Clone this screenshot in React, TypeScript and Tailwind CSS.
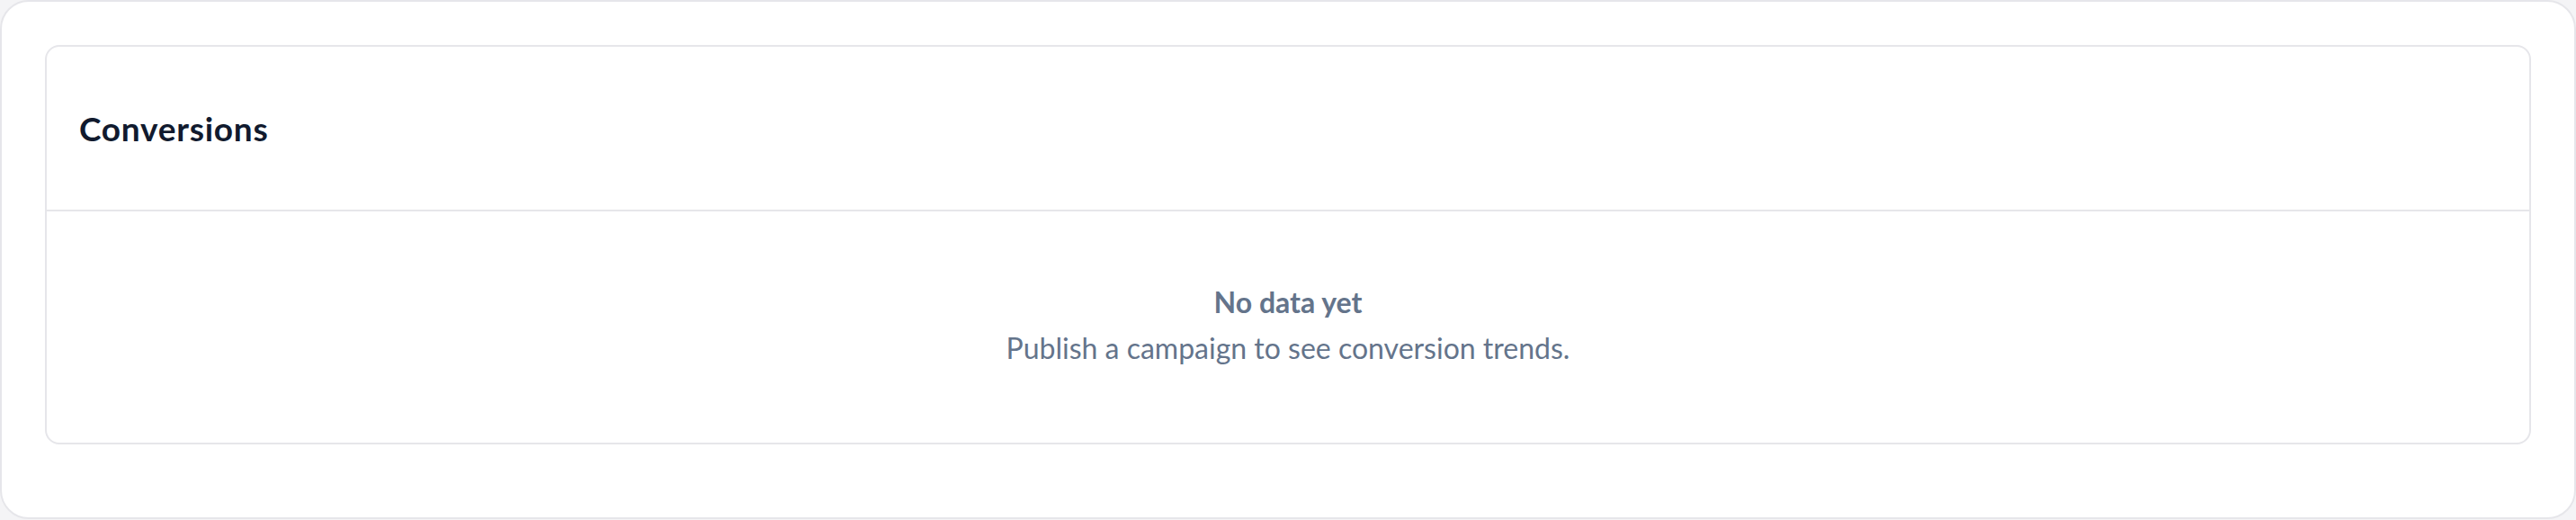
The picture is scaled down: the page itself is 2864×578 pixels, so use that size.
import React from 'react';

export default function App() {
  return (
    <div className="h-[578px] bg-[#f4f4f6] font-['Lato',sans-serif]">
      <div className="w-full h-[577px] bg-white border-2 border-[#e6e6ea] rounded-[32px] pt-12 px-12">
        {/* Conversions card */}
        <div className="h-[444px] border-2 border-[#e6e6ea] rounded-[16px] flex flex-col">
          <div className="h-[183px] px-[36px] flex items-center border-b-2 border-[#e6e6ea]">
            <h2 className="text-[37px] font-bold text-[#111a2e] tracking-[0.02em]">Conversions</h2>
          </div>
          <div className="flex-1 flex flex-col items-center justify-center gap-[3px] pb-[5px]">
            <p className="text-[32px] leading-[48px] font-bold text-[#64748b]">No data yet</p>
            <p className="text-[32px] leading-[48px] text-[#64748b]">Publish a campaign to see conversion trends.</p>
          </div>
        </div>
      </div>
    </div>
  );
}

━━━━━━

## Exercise brief
Make an exact copy of the listing above. Do not include the pictures.

## Reply
Clone this screenshot in React, TypeScript and Tailwind CSS.
The picture is scaled down: the page itself is 2864×578 pixels, so use that size.
import React from 'react';

export default function App() {
  return (
    <div className="h-[578px] bg-[#f4f4f6] font-['Lato',sans-serif]">
      <div className="w-full h-[577px] bg-white border-2 border-[#e6e6ea] rounded-[32px] pt-12 px-12">
        {/* Conversions card */}
        <div className="h-[444px] border-2 border-[#e6e6ea] rounded-[16px] flex flex-col">
          <div className="h-[183px] px-[36px] flex items-center border-b-2 border-[#e6e6ea]">
            <h2 className="text-[37px] font-bold text-[#111a2e] tracking-[0.02em]">Conversions</h2>
          </div>
          <div className="flex-1 flex flex-col items-center justify-center gap-[3px] pb-[5px]">
            <p className="text-[32px] leading-[48px] font-bold text-[#64748b]">No data yet</p>
            <p className="text-[32px] leading-[48px] text-[#64748b]">Publish a campaign to see conversion trends.</p>
          </div>
        </div>
      </div>
    </div>
  );
}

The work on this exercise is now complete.